Koppel aptly reveals that today’s “free” press has abandoned the truth, because there are millions of Americans that worship the opinions of people such as “Olbermann, Rachel Maddow, Chris Matthews, Glenn Beck, Sean Hannity and Bill O’Reilly – individuals who hold up the twin pillars of political partisanship and who are encouraged to do so by their parent organizations because their brand of analysis and commentary is highly profitable.”

The opposite often happens in China between the state-run media and nationalistic mob.

For example, in May 1999, Chinese nationalism and anger ran high after the US bombing of the PRC’s embassy in Belgrade.

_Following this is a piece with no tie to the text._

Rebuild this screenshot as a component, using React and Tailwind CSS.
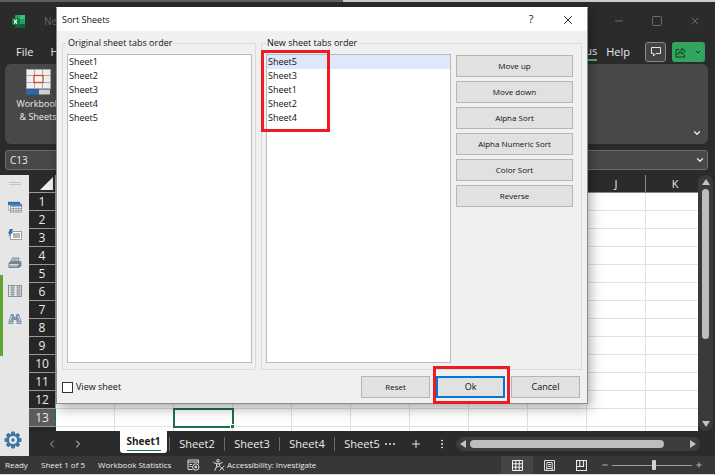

Instead of fanning the flames, the state-run media calmed the mob.

Then there was the April 2001 Hainan Island incident caused by the collision of a US spy plane with a PLA fighter jet killing the Chinese pilot.  The same thing happened.

Next, there was the recent Senkaku Island dispute between China and Japan. 

In all three incidents, the state-run media in China calmed nationalist pride and the people’s demand for blood.

It is ironic that in America, the opinionated, biased voices from the so-called “free” media often feeds the mob’s frenzy and the mob signals what it wants to hear, which may lead to another war unless wiser heads prevail.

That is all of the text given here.